Write out the full listing exactly as given, minus the images.

# # # # # # #

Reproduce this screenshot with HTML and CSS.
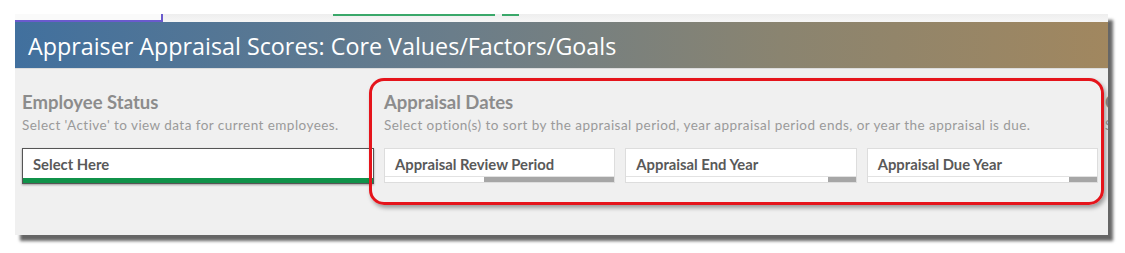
FILE: index.html
```html
<!DOCTYPE html>
<html lang="en">
<head>
    <meta charset="UTF-8">
    <title>Appraiser Appraisal Scores</title>
    <link rel="stylesheet" href="styles.css">
</head>
<body>
    <div class="frame">
        <div class="strip">
            <span class="tab-line"></span>
            <span class="green-line g1"></span>
            <span class="green-line g2"></span>
        </div>
        <div class="header">Appraiser Appraisal Scores: Core Values/Factors/Goals</div>
        <div class="content">
            <div class="col col-status">
                <h2>Employee Status</h2>
                <p>Select 'Active' to view data for current employees.</p>
                <div class="select select-green">Select Here</div>
            </div>
            <div class="col col-dates">
                <h2>Appraisal Dates</h2>
                <p>Select option(s) to sort by the appraisal period, year appraisal period ends, or year the appraisal is due.</p>
                <div class="boxes">
                    <div class="select">Appraisal Review Period<span class="bar" style="width: 57%"></span></div>
                    <div class="select">Appraisal End Year<span class="bar" style="width: 12%"></span></div>
                    <div class="select">Appraisal Due Year<span class="bar" style="width: 12%"></span></div>
                </div>
            </div>
            <div class="col col-next">
                <h2>C</h2>
                <p>S</p>
            </div>
            <div class="highlight"></div>
        </div>
    </div>
</body>
</html>
```

FILE: styles.css
```css
body {
    margin: 0;
    background: #fff;
    font-family: Lato, "Open Sans", sans-serif;
}
.frame {
    width: 1093px;
    height: 221px;
    margin: 14px 0 18px 15px;
    background: #f0f0f0;
    box-shadow: 5px 6px 3px rgba(0, 0, 0, 0.6);
    overflow: hidden;
    display: flex;
    flex-direction: column;
}
.strip {
    height: 8px;
    background: linear-gradient(to bottom, #eeeeee, #f6f6f6);
    position: relative;
    flex-shrink: 0;
}
.tab-line {
    position: absolute;
    left: 0;
    top: 0;
    width: 146px;
    height: 6px;
    border-right: 2px solid #6a5acd;
    border-bottom: 2px solid #6a5acd;
    background: #fafafa;
}
.green-line {
    position: absolute;
    top: 0;
    height: 2px;
    background: #3aa86a;
}
.g1 { left: 318px; width: 162px; }
.g2 { left: 487px; width: 17px; }
.header {
    height: 47px;
    flex-shrink: 0;
    box-sizing: border-box;
    padding: 9px 0 0 13px;
    color: #fff;
    font-family: "Open Sans", sans-serif;
    font-size: 23.3px;
    line-height: 30px;
    background: linear-gradient(to right, #41709e 0%, #6a7d8a 40%, #8a8470 70%, #a1875f 100%);
    border-bottom: 1px solid #dcdcdc;
}
.content {
    position: relative;
    display: flex;
    gap: 10px;
    padding: 23px 0 0 7px;
}
.col h2 {
    margin: 0;
    font-size: 18.5px;
    line-height: 20px;
    font-weight: bold;
    color: #8c8c8c;
    white-space: nowrap;
}
.col p {
    margin: 5px 0 0;
    font-size: 13.5px;
    line-height: 17px;
    letter-spacing: 0.45px;
    color: #9a9a9a;
    white-space: nowrap;
}
.col-status {
    width: 352px;
    flex-shrink: 0;
}
.col-dates {
    width: 714px;
    flex-shrink: 0;
}
.col-next {
    flex-shrink: 0;
    margin-left: -3px;
}
.select {
    position: relative;
    height: 35px;
    margin-top: 14px;
    box-sizing: border-box;
    padding: 6px 0 0 10px;
    background: #fff;
    border: 1px solid #dddddd;
    font-size: 14.8px;
    font-weight: bold;
    color: #595959;
    white-space: nowrap;
}
.select-green {
    height: 36px;
    border: 1px solid #555;
    box-shadow: 0 1px 2px rgba(0, 0, 0, 0.35);
}
.select-green::after {
    content: "";
    position: absolute;
    left: 0;
    right: 0;
    bottom: 0;
    height: 5px;
    background: #10924a;
}
.boxes {
    display: flex;
    gap: 10px;
}
.boxes .select {
    flex: 1;
}
.bar {
    position: absolute;
    right: 0;
    bottom: 0;
    height: 5px;
    background: #a6a6a6;
}
.boxes .select::before {
    content: "";
    position: absolute;
    left: 0;
    right: 0;
    bottom: 5px;
    border-bottom: 1px solid #e2e2e2;
}
.highlight {
    position: absolute;
    left: 354px;
    top: 9px;
    width: 729px;
    height: 121px;
    border: 3px solid #e5141b;
    border-radius: 15px;
    box-shadow: 2px 3px 4px rgba(0, 0, 0, 0.35);
    pointer-events: none;
}
```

# # # # # # #

Result:
Reproduce this screenshot with HTML and CSS.
FILE: index.html
```html
<!DOCTYPE html>
<html lang="en">
<head>
    <meta charset="UTF-8">
    <title>Appraiser Appraisal Scores</title>
    <link rel="stylesheet" href="styles.css">
</head>
<body>
    <div class="frame">
        <div class="strip">
            <span class="tab-line"></span>
            <span class="green-line g1"></span>
            <span class="green-line g2"></span>
        </div>
        <div class="header">Appraiser Appraisal Scores: Core Values/Factors/Goals</div>
        <div class="content">
            <div class="col col-status">
                <h2>Employee Status</h2>
                <p>Select 'Active' to view data for current employees.</p>
                <div class="select select-green">Select Here</div>
            </div>
            <div class="col col-dates">
                <h2>Appraisal Dates</h2>
                <p>Select option(s) to sort by the appraisal period, year appraisal period ends, or year the appraisal is due.</p>
                <div class="boxes">
                    <div class="select">Appraisal Review Period<span class="bar" style="width: 57%"></span></div>
                    <div class="select">Appraisal End Year<span class="bar" style="width: 12%"></span></div>
                    <div class="select">Appraisal Due Year<span class="bar" style="width: 12%"></span></div>
                </div>
            </div>
            <div class="col col-next">
                <h2>C</h2>
                <p>S</p>
            </div>
            <div class="highlight"></div>
        </div>
    </div>
</body>
</html>
```

FILE: styles.css
```css
body {
    margin: 0;
    background: #fff;
    font-family: Lato, "Open Sans", sans-serif;
}
.frame {
    width: 1093px;
    height: 221px;
    margin: 14px 0 18px 15px;
    background: #f0f0f0;
    box-shadow: 5px 6px 3px rgba(0, 0, 0, 0.6);
    overflow: hidden;
    display: flex;
    flex-direction: column;
}
.strip {
    height: 8px;
    background: linear-gradient(to bottom, #eeeeee, #f6f6f6);
    position: relative;
    flex-shrink: 0;
}
.tab-line {
    position: absolute;
    left: 0;
    top: 0;
    width: 146px;
    height: 6px;
    border-right: 2px solid #6a5acd;
    border-bottom: 2px solid #6a5acd;
    background: #fafafa;
}
.green-line {
    position: absolute;
    top: 0;
    height: 2px;
    background: #3aa86a;
}
.g1 { left: 318px; width: 162px; }
.g2 { left: 487px; width: 17px; }
.header {
    height: 47px;
    flex-shrink: 0;
    box-sizing: border-box;
    padding: 9px 0 0 13px;
    color: #fff;
    font-family: "Open Sans", sans-serif;
    font-size: 23.3px;
    line-height: 30px;
    background: linear-gradient(to right, #41709e 0%, #6a7d8a 40%, #8a8470 70%, #a1875f 100%);
    border-bottom: 1px solid #dcdcdc;
}
.content {
    position: relative;
    display: flex;
    gap: 10px;
    padding: 23px 0 0 7px;
}
.col h2 {
    margin: 0;
    font-size: 18.5px;
    line-height: 20px;
    font-weight: bold;
    color: #8c8c8c;
    white-space: nowrap;
}
.col p {
    margin: 5px 0 0;
    font-size: 13.5px;
    line-height: 17px;
    letter-spacing: 0.45px;
    color: #9a9a9a;
    white-space: nowrap;
}
.col-status {
    width: 352px;
    flex-shrink: 0;
}
.col-dates {
    width: 714px;
    flex-shrink: 0;
}
.col-next {
    flex-shrink: 0;
    margin-left: -3px;
}
.select {
    position: relative;
    height: 35px;
    margin-top: 14px;
    box-sizing: border-box;
    padding: 6px 0 0 10px;
    background: #fff;
    border: 1px solid #dddddd;
    font-size: 14.8px;
    font-weight: bold;
    color: #595959;
    white-space: nowrap;
}
.select-green {
    height: 36px;
    border: 1px solid #555;
    box-shadow: 0 1px 2px rgba(0, 0, 0, 0.35);
}
.select-green::after {
    content: "";
    position: absolute;
    left: 0;
    right: 0;
    bottom: 0;
    height: 5px;
    background: #10924a;
}
.boxes {
    display: flex;
    gap: 10px;
}
.boxes .select {
    flex: 1;
}
.bar {
    position: absolute;
    right: 0;
    bottom: 0;
    height: 5px;
    background: #a6a6a6;
}
.boxes .select::before {
    content: "";
    position: absolute;
    left: 0;
    right: 0;
    bottom: 5px;
    border-bottom: 1px solid #e2e2e2;
}
.highlight {
    position: absolute;
    left: 354px;
    top: 9px;
    width: 729px;
    height: 121px;
    border: 3px solid #e5141b;
    border-radius: 15px;
    box-shadow: 2px 3px 4px rgba(0, 0, 0, 0.35);
    pointer-events: none;
}
```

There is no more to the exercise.